Is this a ‘Dangerous’ ‘Health Act’?
For the best part of 25 years this patient has been detained in secure facilities under a ‘Mental Health Act section’.
Now this patient who has an intellectual disability will tell his story to the public.
So ‘what is Mental Health Act’?
1. The Mental Health Act 1983 primarily deals with the detention in hospital of people with mental disorders, as well as other compulsory measures including guardianship and supervised community treatment. It sets out the criteria that must be met before compulsory measures can be taken, along with protections and safeguards for patients.
2. The Mental Health Act 2007 received Royal Assent on 19 July 2007. It made a number of amendments to the Mental Health Act 1983. It also extended the rights of victims by amending the Domestic Violence, Crime and Victims Act 2004 and amended the Mental Capacity Act (MCA) 2005 to introduce new deprivation of liberty safeguards.
The patient walks into the room looking nervous. He furtively glances at the ring of chairs in front but only sits down once permission has been given. He’s not used to being able to make his own decisions and he rarely gets an opportunity to meet strangers.
Next week he will appear in central London for the first ever mental health tribunal to be held in public after his lawyers won a lengthy court battle to give him that right.
The offence that landed the 52-year-old behind bars bears none of the brutality that characterised many of his Broadmoor neighbours’ crimes, though it would undoubtedly have been highly traumatic for his victims.
In May 1986 he walked into a hospital carrying a small knife and a machete, threatened staff before giving himself up. No one was physically hurt and later that summer he pleaded guilty to two counts of attempted wounding. He has not seen the outside world since.
Would you still class this man as dangerous?
The power to release this man rests with a mental health tribunal. Normally the workings of these tribunals are held entirely behind closed doors, the secretive system that has the unenviable task of deciding whether someone should continue to be sectioned.
This offers a rare window into one of Britain’s most secretive legal processes. It also sets an important precedent in the closed world of mental health tribunals.

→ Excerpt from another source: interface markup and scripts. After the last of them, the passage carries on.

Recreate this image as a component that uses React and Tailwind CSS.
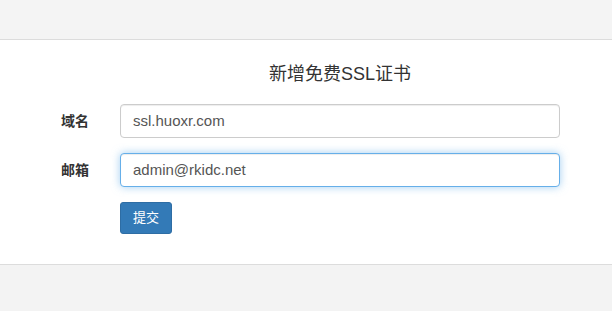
export default function App() {
  const font = { fontFamily: '"Liberation Sans", "Noto Sans CJK SC", sans-serif' };
  return (
    <div className="w-[612px] h-[311px] bg-[#f3f3f3] text-[#333]" style={font}>
      <div className="h-[40px] bg-[#f4f4f4] border-b border-[#dcdcdc]" />
      <div className="h-[225px] bg-white border-b border-[#dcdcdc]">
        <div className="flex pt-[24px]">
          <div className="w-[120px] shrink-0" />
          <div className="w-[440px] text-center text-[18px] leading-[20px] text-[#333]">新增免费SSL证书</div>
        </div>
        <div className="flex flex-col gap-[15px] mt-[20px]">
          <div className="flex items-center">
            <div className="w-[120px] shrink-0 pl-[61px] text-[14px] font-bold text-[#333]">域名</div>
            <div className="w-[440px] h-[34px] rounded-[4px] border border-[#ccc] bg-white px-[12px] flex items-center text-[15px] text-[#555] shadow-[inset_0_1px_1px_rgba(0,0,0,0.075)]">ssl.huoxr.com</div>
          </div>
          <div className="flex items-center">
            <div className="w-[120px] shrink-0 pl-[61px] text-[14px] font-bold text-[#333]">邮箱</div>
            <div className="w-[440px] h-[34px] rounded-[4px] border border-[#66afe9] bg-white px-[12px] flex items-center text-[15px] text-[#555] shadow-[inset_0_1px_1px_rgba(0,0,0,0.075),0_0_8px_rgba(102,175,233,0.6)]">admin@rkidc.net</div>
          </div>
          <div className="flex">
            <div className="w-[120px] shrink-0" />
            <div className="w-[52px] h-[32px] rounded-[3px] bg-[#337ab7] border border-[#2e6da4] text-white text-[13px] flex items-center justify-center">提交</div>
          </div>
        </div>
      </div>
    </div>
  );
}
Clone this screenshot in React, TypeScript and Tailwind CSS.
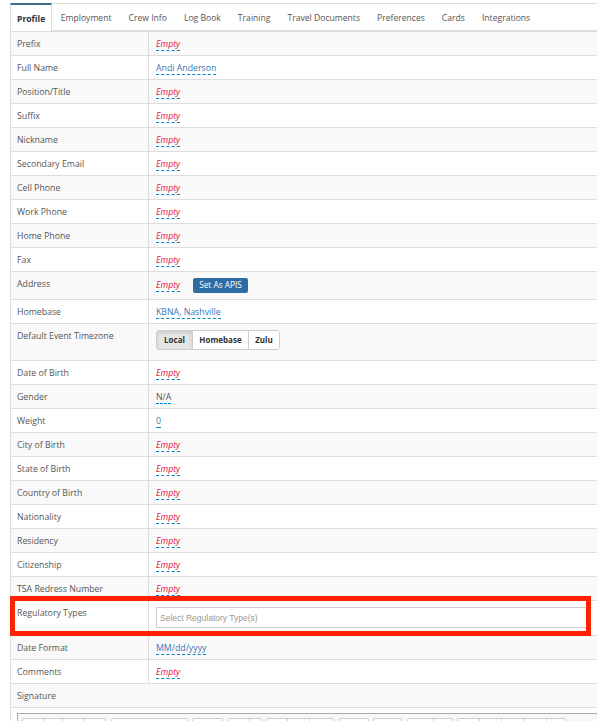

Apparently the right to an open hearing is not likely to happen often. Of the 100,000 mental health tribunals that have taken place over the last 7 years, just 10 patients have applied for public access including this single successful request.
But the numbers are not the point. The principle is. It is an option that should be available to all?
Source: Independent.
European Convention on Human Rights (re-enforced by Article 13 of the CRPD) requires that a patient should have the same or substantially equivalent right of access to a public hearing as a non-disabled person who has been deprived of his or her liberty, if this article 6 right to a public hearing is to be given proper effect. Such a right can only be denied a patient if enabling that right imposes a truly disproportionate burden on the state.
The Mental Disability Advocacy Center (MDAC) provided the Upper Tribunal with a report on laws and practices in European jurisdictions as well as laws in Australia, Canada and the United States. In this report, MDAC also mentions the UN Convention on the Rights of Persons with Disabilities (CRPD), in particular Article 13 ensuring people with disabilities access to justice on an equal basis with others.
Source: E-Include.
According to the HM Courts and Tribunals Service the application by Mr.X for discharge from liability to detention in hospital will be heard in public by the First-tier Tribunal (MentalHealth) on 27th and 28th September 2011 at 10.30am at Field House 15 – 25 Breams Buildings, London EC4A 1DZ.